WASHINGTON – Before she helped Ben Bernanke transform the Federal Reserve, before she was a top aide to Alan Greenspan, before she was a confidante to Timothy Geithner and a senior adviser to Lawrence Summers, Michelle Smith made a mistake that could have ended her career.
She told a group of reporters not to get lunch.
It was 1993, and the Clinton administration had decided to intervene in currency markets to bolster the value of the dollar vs. the Japanese yen. The element of surprise was critical. If investors knew what the United States was going to do, the purpose of the intervention could be defeated.
Smith was a few years out of Baylor University, a wide-eyed Dallas native who had come to work in the mailroom of Sen. Lloyd Bentsen, D-Texas, before President Bill Clinton named him Treasury secretary. At Treasury, she was a junior aide who handled public relations for the international affairs division and worked for a young, brilliant and brash Harvard University professor named Larry Summers. I was not pleased to get a person so inexperienced, he recalled.
One day, Summers told Smith that she should prepare to distribute around noon a news release announcing the currency intervention to reporters in the pressroom at Treasury. This was a problem. There was an unwritten rule that between noon and 1:30 p.m., reporters could go to lunch and Treasury would not make major announcements.
So a little before noon, Smith sneaked down to the basement. Maybe nothing will happen, she told reporters, but you might want to stick around. Simple enough. She returned to her office – and a phone message from Summers asking her to return to his.
The walk from the second to the third floor of Treasury felt like the longest of her life. Summers and 20 other senior officials were waiting. What did you do? Summers asked.
Smith was flummoxed. I just told them not to go to lunch, she said. Summers pointed to his financial terminal: The markets were going crazy. That little hint from Smith led to news reports that the government was about to intervene. I was bouncing off walls, Summers recalled.
Smith apologized – and offered an idea: Does anybody have anything that needs to be announced?
In fact, Treasury needed to comment on the naming of a new president of the European Bank of Construction and Development.
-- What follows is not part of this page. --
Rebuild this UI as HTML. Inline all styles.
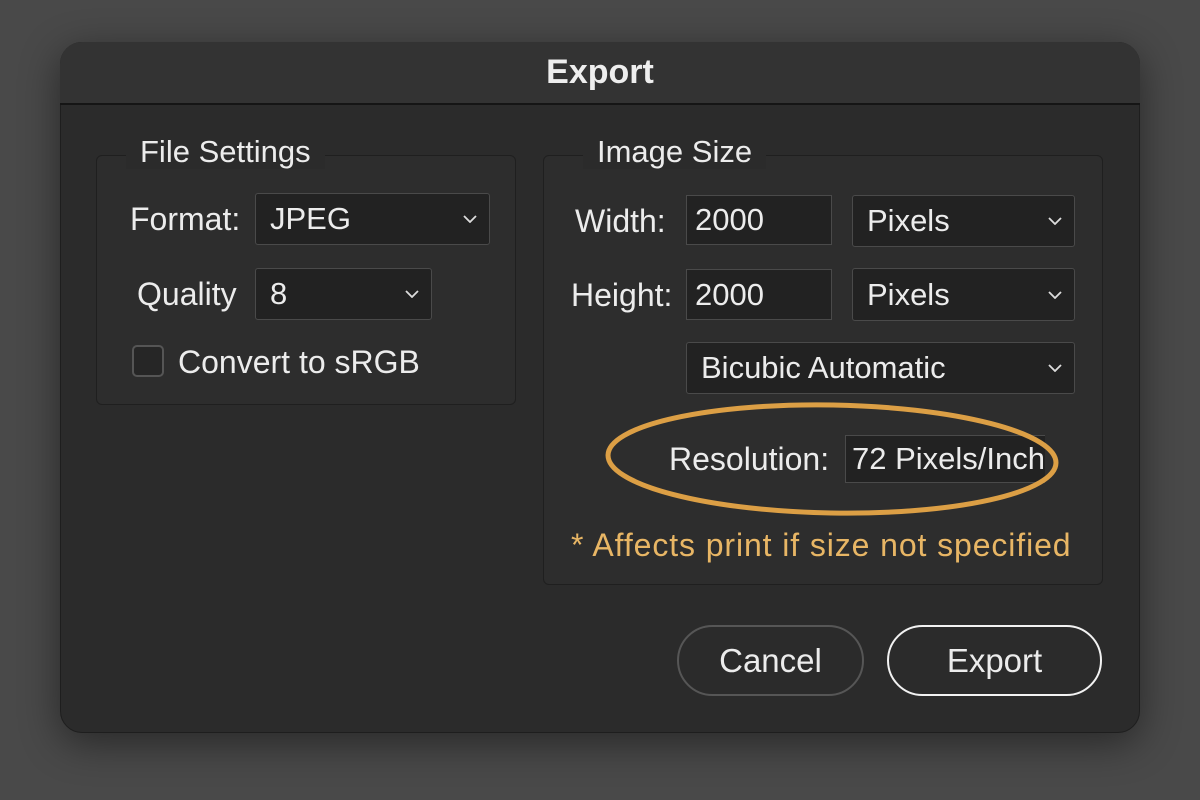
<!DOCTYPE html>
<html><head><style>
*{margin:0;padding:0;box-sizing:border-box}
body{width:1200px;height:800px;background:#494949;font-family:"Liberation Sans",sans-serif;color:#ececec;position:relative;overflow:hidden}
.dlg{position:absolute;left:60px;top:42px;width:1080px;height:691px;background:#2b2b2b;border-radius:22px;border:1px solid #1e1e1e;box-shadow:0 10px 40px rgba(0,0,0,.45)}
.tb{position:absolute;left:0;top:0;width:100%;height:63px;background:#333;border-radius:22px 22px 0 0;border-bottom:2px solid #151515;text-align:center;font-weight:bold;font-size:34px;line-height:60px;color:#eee}
.a{position:absolute;white-space:nowrap}
.fs{position:absolute;border:1px solid #1f1f1f;border-radius:6px;background:#2d2d2d}
.lg{position:absolute;background:#2b2b2b;padding:0 14px;font-size:31px;line-height:34px}
.lbl{font-size:32px;line-height:34px}
.box{position:absolute;background:#222;border:1px solid #4a4a4a;border-radius:3px;font-size:31px;padding-left:14px;display:flex;align-items:center}
.box svg{position:absolute;right:12px;top:50%;margin-top:-4px}
.btn{position:absolute;border-radius:36px;font-size:33px;display:flex;align-items:center;justify-content:center}
</style></head><body>
<div class="dlg"></div>
<div class="a" style="left:60px;top:42px;width:1080px;height:63px;">
<div class="tb">Export</div></div>

<div class="fs" style="left:96px;top:155px;width:420px;height:250px"></div>
<div class="a lg" style="left:126px;top:135px">File Settings</div>
<div class="a lbl" style="left:130px;top:202px">Format:</div>
<div class="box" style="left:255px;top:193px;width:235px;height:52px">JPEG<svg width="14" height="8"><path d="M1 1l6 6 6-6" stroke="#ddd" stroke-width="1.8" fill="none"/></svg></div>
<div class="a lbl" style="left:137px;top:277px">Quality</div>
<div class="box" style="left:255px;top:268px;width:177px;height:52px">8<svg width="14" height="8"><path d="M1 1l6 6 6-6" stroke="#ddd" stroke-width="1.8" fill="none"/></svg></div>
<div class="a" style="left:132px;top:345px;width:32px;height:32px;border:2px solid #555;border-radius:5px;background:#262626"></div>
<div class="a lbl" style="left:178px;top:345px">Convert to sRGB</div>

<div class="fs" style="left:543px;top:155px;width:560px;height:430px"></div>
<div class="a lg" style="left:583px;top:135px">Image Size</div>
<div class="a lbl" style="left:575px;top:204px">Width:</div>
<div class="box" style="left:686px;top:195px;width:146px;height:50px;padding-left:8px;border-radius:0">2000</div>
<div class="box" style="left:852px;top:195px;width:223px;height:52px">Pixels<svg width="14" height="8"><path d="M1 1l6 6 6-6" stroke="#ddd" stroke-width="1.8" fill="none"/></svg></div>
<div class="a lbl" style="left:571px;top:278px">Height:</div>
<div class="box" style="left:686px;top:269px;width:146px;height:51px;padding-left:8px;border-radius:0">2000</div>
<div class="box" style="left:852px;top:268px;width:223px;height:53px">Pixels<svg width="14" height="8"><path d="M1 1l6 6 6-6" stroke="#ddd" stroke-width="1.8" fill="none"/></svg></div>
<div class="box" style="left:686px;top:342px;width:389px;height:52px">Bicubic Automatic<svg width="14" height="8"><path d="M1 1l6 6 6-6" stroke="#ddd" stroke-width="1.8" fill="none"/></svg></div>
<div class="a lbl" style="left:669px;top:442px">Resolution:</div>
<div class="box" style="left:845px;top:435px;width:200px;height:48px;padding-left:6px;border-radius:0;overflow:hidden;border-right:none">72 Pixels/Inch</div>
<svg class="a" style="left:0;top:0" width="1200" height="800"><ellipse cx="832" cy="459" rx="224" ry="54" fill="none" stroke="#dc9f45" stroke-width="5" transform="rotate(1 832 459)"/></svg>
<div class="a lbl" style="left:571px;top:528px;color:#e8b665;letter-spacing:0.9px">* Affects print if size not specified</div>

<div class="btn" style="left:677px;top:625px;width:187px;height:71px;border:2px solid #565656">Cancel</div>
<div class="btn" style="left:887px;top:625px;width:215px;height:71px;border:2.5px solid #f2f2f2">Export</div>
</body></html>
Smith asked for all available information about the official.
Later that afternoon, Treasury announced the currency intervention, and it had its intended effect.
I went from being furious to enormously admiring her cool under pressure and good judgment, said Summers, who became Treasury secretary. And for the next seven and a half years, we worked together virtually every day.
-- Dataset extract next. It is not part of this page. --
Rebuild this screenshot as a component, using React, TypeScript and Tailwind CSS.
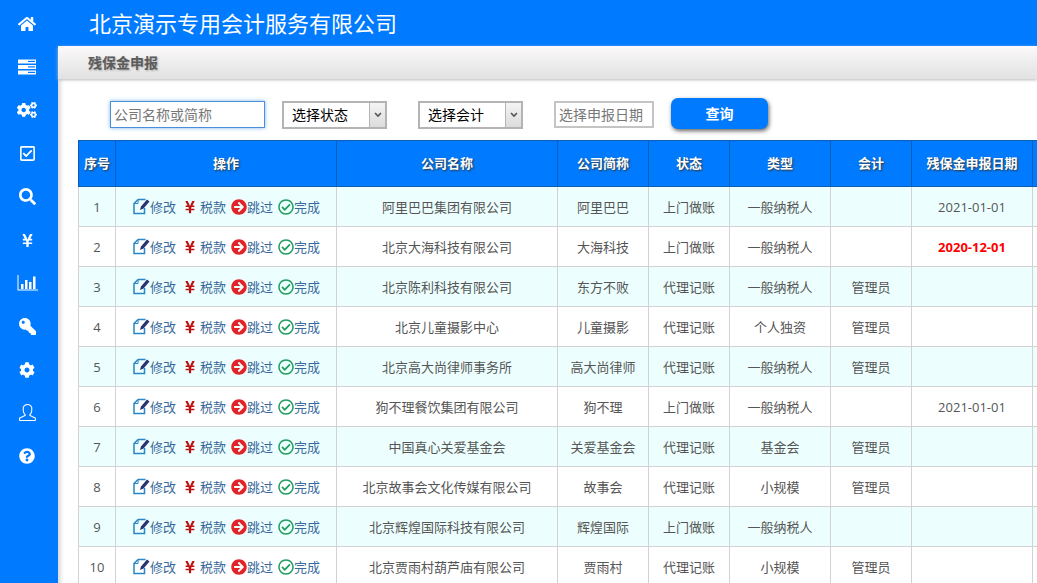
import React from "react";
import { FaHome, FaCogs, FaRegCheckSquare, FaSearch, FaYenSign, FaCog, FaQuestionCircle, FaKey, FaArrowCircleRight, FaRegCheckCircle } from "react-icons/fa";
import { SlUser } from "react-icons/sl";

const font = "font-['Open_Sans','Noto_Sans_CJK_SC',sans-serif]";

const ServerIcon = () => (
  <svg width="20" height="16" viewBox="0 0 20 16" fill="white">
    <rect x="1" y="0.5" width="18" height="4" />
    <rect x="1" y="6" width="18" height="4" />
    <rect x="1" y="11.5" width="18" height="4" />
    <rect x="11" y="1.8" width="7" height="1.2" fill="#007bff" />
    <rect x="11" y="7.3" width="7" height="1.2" fill="#007bff" />
    <rect x="11" y="12.8" width="7" height="1.2" fill="#007bff" />
  </svg>
);

const ChartIcon = () => (
  <svg width="21" height="16" viewBox="0 0 21 16" fill="white">
    <path d="M0.5 0v15.5H21v-1H1.5V0z" />
    <rect x="4" y="9" width="2.5" height="5" />
    <rect x="8" y="5" width="2.5" height="9" />
    <rect x="12" y="7" width="2.5" height="7" />
    <rect x="16" y="1.5" width="2.5" height="12.5" />
  </svg>
);

const EditIcon = () => (
  <svg width="17" height="17" viewBox="0 0 17 17" fill="none">
    <path d="M5 1.5h7.5M5 1.5L1 5.5V15.5H11.5V10" stroke="#2a87c5" strokeWidth="1.5" />
    <path d="M5 1.5V5.5H1" stroke="#2a87c5" strokeWidth="1" />
    <path d="M7 12l1-3.5 6-7 2.5 2-6 7z" fill="#27346f" />
  </svg>
);

const menu = [
  <FaHome size={18} />,
  <ServerIcon />,
  <FaCogs size={20} />,
  <FaRegCheckSquare size={17} />,
  <FaSearch size={17} />,
  <FaYenSign size={15} />,
  <ChartIcon />,
  <FaKey size={17} className="-scale-x-100" />,
  <FaCog size={16} />,
  <SlUser size={17} />,
  <FaQuestionCircle size={16} />,
];

const rows: [string, string, string, string, string, string, string, boolean?][] = [
  ["1", "阿里巴巴集团有限公司", "阿里巴巴", "上门做账", "一般纳税人", "", "2021-01-01"],
  ["2", "北京大海科技有限公司", "大海科技", "上门做账", "一般纳税人", "", "2020-12-01", true],
  ["3", "北京陈利科技有限公司", "东方不败", "代理记账", "一般纳税人", "管理员", ""],
  ["4", "北京儿童摄影中心", "儿童摄影", "代理记账", "个人独资", "管理员", ""],
  ["5", "北京高大尚律师事务所", "高大尚律师", "代理记账", "一般纳税人", "管理员", ""],
  ["6", "狗不理餐饮集团有限公司", "狗不理", "上门做账", "一般纳税人", "", "2021-01-01"],
  ["7", "中国真心关爱基金会", "关爱基金会", "代理记账", "基金会", "管理员", ""],
  ["8", "北京故事会文化传媒有限公司", "故事会", "代理记账", "小规模", "管理员", ""],
  ["9", "北京辉煌国际科技有限公司", "辉煌国际", "上门做账", "一般纳税人", "", ""],
  ["10", "北京贾雨村葫芦庙有限公司", "贾雨村", "代理记账", "小规模", "管理员", ""],
];

const heads = ["序号", "操作", "公司名称", "公司简称", "状态", "类型", "会计", "残保金申报日期", ""];
const widths = ["w-[37px]", "w-[221px]", "w-[221px]", "w-[91px]", "w-[81px]", "w-[101px]", "w-[81px]", "w-[121px]", "w-[60px]"];

const Select = ({ label, className }: { label: string; className: string }) => (
  <div className={`flex h-[28px] w-[105px] items-stretch border-2 border-[#b4b4b4] border-t-[#b4b4b4] bg-white ${className}`}>
    <span className="flex flex-1 items-center pl-[8px] text-[14px] text-black">{label}</span>
    <span className="flex w-[16px] items-center justify-center border-l border-[#b4b4b4] bg-gradient-to-b from-[#f4f4f4] to-[#dcdcdc]">
      <svg width="8" height="6" viewBox="0 0 8 6" fill="none"><path d="M1 1l3 3 3-3" stroke="#555" strokeWidth="1.6" /></svg>
    </span>
  </div>
);

export default function App() {
  return (
    <div className={`flex h-[583px] w-[1037px] overflow-hidden bg-[#007bff] ${font}`}>
      <aside className="flex w-[58px] shrink-0 flex-col pt-[2.5px] text-white">
        {menu.map((icon, i) => (
          <div key={i} className="flex h-[43.2px] shrink-0 items-center justify-center pr-[4px]">{icon}</div>
        ))}
      </aside>
      <div className="flex min-w-0 flex-1 flex-col">
        <header className="flex h-[46px] shrink-0 items-center pl-[31px] text-[22px] text-white">北京演示专用会计服务有限公司</header>
        <main className="flex min-h-0 flex-1 flex-col bg-white shadow-[inset_5px_0_5px_-3px_#d0d0d0]">
          <div className="flex h-[33px] shrink-0 items-center bg-gradient-to-b from-[#fbf9f9] to-[#e2e2e2] pl-[30px] text-[14px] font-bold text-[#5c5c5c] [text-shadow:1px_1px_2px_#aaa] shadow-[0_1px_3px_#bbb]">残保金申报</div>
          <div className="flex items-center pl-[52px] pt-[20px]">
            <input
              placeholder="公司名称或简称"
              className="h-[27px] w-[155px] border border-[#4a90d9] pl-[3px] text-[14px] shadow-[0_0_4px_#7fb4ea] outline-none placeholder:text-[#777]"
            />
            <Select label="选择状态" className="ml-[17px]" />
            <Select label="选择会计" className="ml-[31px]" />
            <input
              placeholder="选择申报日期"
              className="ml-[31px] h-[27px] w-[100px] border-2 border-[#c4c4c4] pl-[3px] text-[14px] outline-none placeholder:text-[#777]"
            />
            <button className="ml-[17px] h-[31px] w-[97px] -translate-y-[1px] rounded-[7px] bg-[#007bff] text-[14px] font-bold text-white shadow-[1px_2px_4px_#666]">查询</button>
          </div>
          <div className="ml-[20px] mt-[10px] w-[1100px]">
            <table className="table-fixed border-collapse text-center text-[13px] text-[#555]">
              <thead>
                <tr className="h-[46px] bg-[#007bff] text-white">
                  {heads.map((h, i) => (
                    <th key={i} className={`${widths[i]} border border-[#0b5fb5] p-0 text-[13px] font-bold [text-shadow:1px_1px_2px_#333]`}>{h}</th>
                  ))}
                </tr>
              </thead>
              <tbody>
                {rows.map((r, i) => (
                  <tr key={r[0]} className={`h-[40px] ${i % 2 === 0 ? "bg-[#ecfffe]" : "bg-white"}`}>
                    <td className="border border-[#d2d2d2] p-0 pt-[3px]">{r[0]}</td>
                    <td className="border border-[#d2d2d2] p-0">
                      <div className="flex items-center justify-center pl-[1px] text-[13px] text-[#3a6a9c]">
                        <span className="flex items-center"><EditIcon /><span className="mt-[3px]">修改</span></span>
                        <span className="ml-[7px] flex items-center">
                          <FaYenSign size={14} className="mr-[3px] text-[#c00f0f]" /><span className="mt-[3px]">税款</span>
                        </span>
                        <span className="ml-[5px] flex items-center">
                          <FaArrowCircleRight size={16} className="text-[#e0242a]" /><span className="mt-[3px]">跳过</span>
                        </span>
                        <span className="ml-[5px] flex items-center">
                          <FaRegCheckCircle size={16} className="text-[#1f9d5d]" /><span className="mt-[3px]">完成</span>
                        </span>
                      </div>
                    </td>
                    <td className="border border-[#d2d2d2] p-0 pt-[3px]">{r[1]}</td>
                    <td className="border border-[#d2d2d2] p-0 pt-[3px]">{r[2]}</td>
                    <td className="border border-[#d2d2d2] p-0 pt-[3px]">{r[3]}</td>
                    <td className="border border-[#d2d2d2] p-0 pt-[3px]">{r[4]}</td>
                    <td className="border border-[#d2d2d2] p-0 pt-[3px]">{r[5]}</td>
                    <td className={`border border-[#d2d2d2] p-0 pt-[3px] ${r[7] ? "font-bold text-[#ff0000]" : ""}`}>{r[6]}</td>
                    <td className="border border-[#d2d2d2] p-0"></td>
                  </tr>
                ))}
              </tbody>
            </table>
          </div>
        </main>
      </div>
    </div>
  );
}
In the two decades since, Smith has been a key player shaping how the public perceives the actions of Washington’s most important economic policymakers.
Smith, 44, who is the Fed’s chief of staff and runs its office of public affairs, was instrumental in pushing the naturally reserved Fed chairman, Bernanke, and the famously secretive central bank to become more open and to engage the media as never before. The goal was to convince the country – largely through the reassuring words of the soft-spoken Bernanke, a son of Dillon, S.C. – that the Fed was out to help the average American worker.
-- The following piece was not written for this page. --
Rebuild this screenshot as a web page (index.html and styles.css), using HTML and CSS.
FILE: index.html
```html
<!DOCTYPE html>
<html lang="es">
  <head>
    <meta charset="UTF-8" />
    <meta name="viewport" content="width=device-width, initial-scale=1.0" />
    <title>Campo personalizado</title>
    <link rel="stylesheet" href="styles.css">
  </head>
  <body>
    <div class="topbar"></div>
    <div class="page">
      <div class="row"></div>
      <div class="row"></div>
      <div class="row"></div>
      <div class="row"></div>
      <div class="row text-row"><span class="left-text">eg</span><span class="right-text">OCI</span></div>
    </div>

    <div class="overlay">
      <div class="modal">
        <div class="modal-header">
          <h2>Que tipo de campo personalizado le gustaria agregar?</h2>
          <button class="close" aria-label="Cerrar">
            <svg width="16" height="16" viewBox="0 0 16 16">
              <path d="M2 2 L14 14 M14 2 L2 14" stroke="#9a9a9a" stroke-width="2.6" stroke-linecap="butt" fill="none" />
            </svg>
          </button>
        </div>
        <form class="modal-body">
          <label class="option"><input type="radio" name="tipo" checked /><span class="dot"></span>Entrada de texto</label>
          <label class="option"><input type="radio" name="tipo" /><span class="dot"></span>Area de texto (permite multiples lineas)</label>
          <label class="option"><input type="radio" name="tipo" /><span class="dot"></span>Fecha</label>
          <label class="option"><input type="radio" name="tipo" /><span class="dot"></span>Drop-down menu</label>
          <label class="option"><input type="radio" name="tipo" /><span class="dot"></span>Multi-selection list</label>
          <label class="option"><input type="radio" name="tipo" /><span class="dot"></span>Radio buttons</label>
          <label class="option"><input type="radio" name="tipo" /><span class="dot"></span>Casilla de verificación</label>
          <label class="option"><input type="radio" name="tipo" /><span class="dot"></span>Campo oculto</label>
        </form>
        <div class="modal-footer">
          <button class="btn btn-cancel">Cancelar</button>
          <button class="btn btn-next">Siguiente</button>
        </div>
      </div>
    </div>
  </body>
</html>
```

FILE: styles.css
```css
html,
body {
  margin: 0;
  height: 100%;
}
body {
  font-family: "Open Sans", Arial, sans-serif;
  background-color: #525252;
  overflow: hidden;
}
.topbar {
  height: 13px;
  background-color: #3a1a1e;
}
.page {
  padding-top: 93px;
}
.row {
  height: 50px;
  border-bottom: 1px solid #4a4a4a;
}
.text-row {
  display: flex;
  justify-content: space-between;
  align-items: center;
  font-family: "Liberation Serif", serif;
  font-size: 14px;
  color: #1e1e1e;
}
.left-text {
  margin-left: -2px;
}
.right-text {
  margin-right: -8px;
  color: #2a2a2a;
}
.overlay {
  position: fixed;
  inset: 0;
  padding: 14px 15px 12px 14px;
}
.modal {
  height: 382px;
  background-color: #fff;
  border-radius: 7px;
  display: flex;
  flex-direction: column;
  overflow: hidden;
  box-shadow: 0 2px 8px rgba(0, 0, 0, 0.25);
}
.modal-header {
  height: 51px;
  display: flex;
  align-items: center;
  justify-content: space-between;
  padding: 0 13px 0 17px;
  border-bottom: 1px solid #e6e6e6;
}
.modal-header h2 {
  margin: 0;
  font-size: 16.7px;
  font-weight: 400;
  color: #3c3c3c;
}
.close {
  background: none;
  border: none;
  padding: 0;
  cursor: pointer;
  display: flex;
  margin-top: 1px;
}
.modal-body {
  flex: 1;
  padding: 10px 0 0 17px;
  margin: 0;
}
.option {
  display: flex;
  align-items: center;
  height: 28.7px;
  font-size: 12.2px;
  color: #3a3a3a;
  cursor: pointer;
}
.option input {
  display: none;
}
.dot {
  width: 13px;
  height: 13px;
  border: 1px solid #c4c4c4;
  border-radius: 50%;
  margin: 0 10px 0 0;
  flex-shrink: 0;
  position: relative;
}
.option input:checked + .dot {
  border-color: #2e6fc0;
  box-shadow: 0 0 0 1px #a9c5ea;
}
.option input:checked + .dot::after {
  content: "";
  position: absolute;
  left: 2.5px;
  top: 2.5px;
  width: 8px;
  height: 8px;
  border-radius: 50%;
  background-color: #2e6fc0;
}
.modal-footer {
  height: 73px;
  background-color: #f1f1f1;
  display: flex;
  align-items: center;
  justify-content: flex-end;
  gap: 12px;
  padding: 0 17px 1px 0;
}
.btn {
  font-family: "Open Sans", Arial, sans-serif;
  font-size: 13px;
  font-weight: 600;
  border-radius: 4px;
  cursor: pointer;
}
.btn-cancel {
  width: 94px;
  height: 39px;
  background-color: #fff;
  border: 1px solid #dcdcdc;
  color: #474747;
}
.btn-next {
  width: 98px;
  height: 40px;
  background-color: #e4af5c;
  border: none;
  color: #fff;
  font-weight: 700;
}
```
Most accounts of the economic ups and downs of the past 20 years have focused on the leading men. Smith’s story is about what it’s like for a woman to operate out of the public eye but in the upper echelons of American government while striving to balance work and family life. It’s a story that reached another turning point Saturday, as Bernanke was scheduled to step down and Janet Yellen, the Fed’s vice chairman, ascends to the central bank’s top job.
Smith is one of the most powerful women no one has ever heard of, said Jake Siewert, head of communications for Goldman Sachs and former official in the Clinton and Obama administrations.
Smith traveled the world with Summers and his chief of staff, Sheryl Sandberg, who would go on to become the No. 2 at Facebook, author of the book Lean In and one of the most influential female executives of the country. But in those days, Sandberg looked to Smith for inspiration about raising a family in the intense world of high finance and politics.
Michelle was my first friend and peer who I was working with who had a child, Sandberg said, recalling the birth of Smith and husband Blake’s daughter in 1997. Michelle took maternity leave and came back. She laid down that example for me and others.
At the end of the Clinton administration, Smith joined Greenspan, the Fed chairman, who was viewed as a maestro overseeing a remarkable period of economic prosperity. Together, Greenspan and Smith refined a style of media outreach that has survived, even while much else has changed about the Fed. For most of its history, the Fed said almost nothing about what it was doing. Reporters and investors were left to divine policy from market patterns.
Then, in 1994, the Fed began announcing policy actions at the end of meetings. When Greenspan prepared to step down in 2006, he asked Smith to go with him to start a consulting firm. She reluctantly agreed and told the new chairman, Bernanke, that she would go. The Fed announced her resignation on a Friday.
Over that weekend in 2006, Smith was in tears, regretting the decision. She finally told Greenspan. I hoped very much she’d become a partner of mine in the business, and despite the potential large rewards, she decided the Fed needed her more than I did, Greenspan said.